Not to be confused with the Lencois Maranhenses (see my entry about that here), the town of Lencois is the gateway to Chapada Diamantina National Park, famous for it’s unusual flat-topped mountains, lush valleys and spectacular waterfalls. There are hundreds of hikes you can do in the Diamantina, named for the diamonds discovered here. Lencois is the original diamond mining town and has character and charm deriving from it’s Portuguese colonial heritage. It has a thriving tourism industry, everything is within walking distance, and the best way to enjoy the town is to hang out at one of the cafes at an outdoor table on the old cobblestone streets. We found ourselves returning over and over to Lanches D’Arte, where you can buy coffee for $R1.50, sandwiches for $R3 and delicious Acai with granola and banana for $R4. This tasty dessert of Acai berries blended in a frozen sorbet-like consistency can be found everywhere in Brazil.
We arrived in Lencois on an election day. Most shops and restaurants were closed and aside from the local school (the polling station) the whole place felt like a ghost town. Most tourists were out hiking for the day. Lanches D’Arte was one of the few places open so we stopped in for lunch and a cold beer, but were informed alcohol was not for sale until the polling booths closed. Once they did close, locals poured out onto the streets and awaited the results, which must have been positive as the street party continued late into the night.

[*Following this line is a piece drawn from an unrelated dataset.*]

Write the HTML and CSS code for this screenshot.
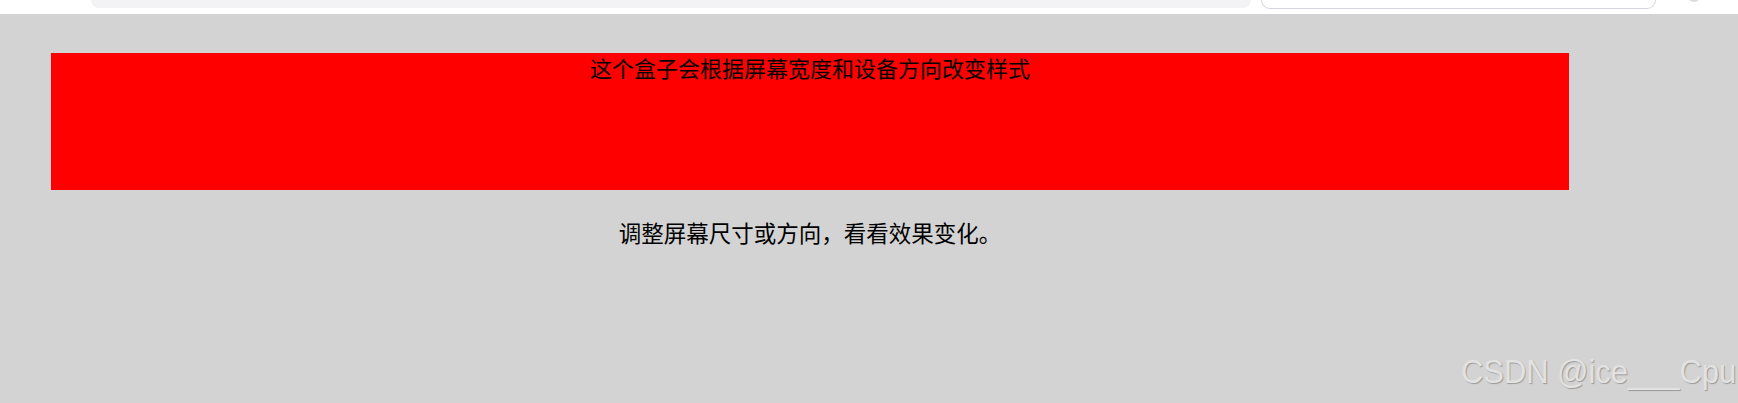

Chapada Diamantina National Park
We had high hopes of being able to hike the Vale do Paty. A 3 to 5 day hike that takes you through jungles, waterfalls, canyons and tiny villages only accessible on foot or by donkey. We only had time for a 3 day trek, due to already having a flight booked to Rio. After some enquiries, we soon discovered that the price for the guided trek was well beyond our budget. The price for two of us for 3 days / 2 nights was $R1800. We asked around and discovered even by including additional people we would only marginally reduce the costs by maybe $R100-200. Also three days is very rushed and we wouldn’t see anything else. For more information on the Vale do Pati, check out this blog entry by Jessica of Curiosity Travels. Our compromise was to book a one day tour that took us to five locations and then take self-guided hikes on the other days to places near Lencois. It is possible to hike the Vale do Paty without a guide. However you need to be an experienced hiker, have good maps, a compass and decent Portuguese (to negotiate food and board in the local villages).
Grutas and Morro do Pai Inácio
We booked the Grutas and Morro do Pai Inácio day tour through Zen Tur, after visiting several agencies they were the best value. $R180 per person (including $R20 discount for paying in cash), a really nice buffet lunch and our guide Pedro was excellent. The tour included a visit to the Rio Mucugezinho waterfalls, Gruta da Lapa Doce (a large cave with impressive stalagmite and stalactite formations) and Fazenda Pratinha, a crystal clear blue lake. Here you can opt for additional activities including a tiny zipline over the lake ($R20) and guided snorkelling tour through the Gruta da Pratinha ($R40). Looking at the cave I felt the tour was probably not worth it. I lent my waterproof camera to an American girl on our tour and she said the guide had no light and the group couldn’t even find him half the time. The guide could only speak Portuguese, even though he said he could also speak Spanish. The fish you see in the cave are the same fish in the lake. A five minute walk away is the Gruta Azul, but as it was cloudy we didn’t have the stream of sunlight coming through the hole, which lights up the cave a brilliant blue. It began raining as we walked back to the van. Our final stop was at Morro do Pai Inacio for the sunset. The rain stopped and the clouds allowed beams of sunlight to shine through and also graced us with a rainbow.
Cachoeira da Primavera
We did this hike from town, following the directions in our Lonely Planet guide (Brazil, June 2016) and using google maps. We found the directions somewhat confusing but our unplanned detours left us stumbling things we might not otherwise find, such as a scenic lookout over the valley, a giant grasshopper, and inquisitive marmosets spying on us through the trees. It’s only a 3km hike so there was plenty of time to get a little lost and make a day of it.
Ribeirao do Meio
On another day we visited Brazil’s ‘natural waterslide’. Only a 4km hike this one is extremely easy to follow. Cachoeira da Primavera and Ribeirao do Meio can be visited in the same day, although we enjoyed spending time just hanging out here, swimming in the natural pools.
Getting from Lencois to Rio de Janiero
To travel south from Lencois either usually requires a bus back to Salvador, however by searching on skyscanner a few weeks ahead I found a flight from Lencois to Rio via Belo Horizonte for about $R200. Booking flights saved us from tortuous multi-day bus rides and if you secure in advance flights are usually cheaper than an equivalent distance by bus. It did limit our flexibility leaving us without enough time to explore more in the Chapada Diamantina. At least a week would have been ideal, leaving us with a few days to spend in Vale do Capao, a smaller town south of Lencois which is also a good base for day hikes.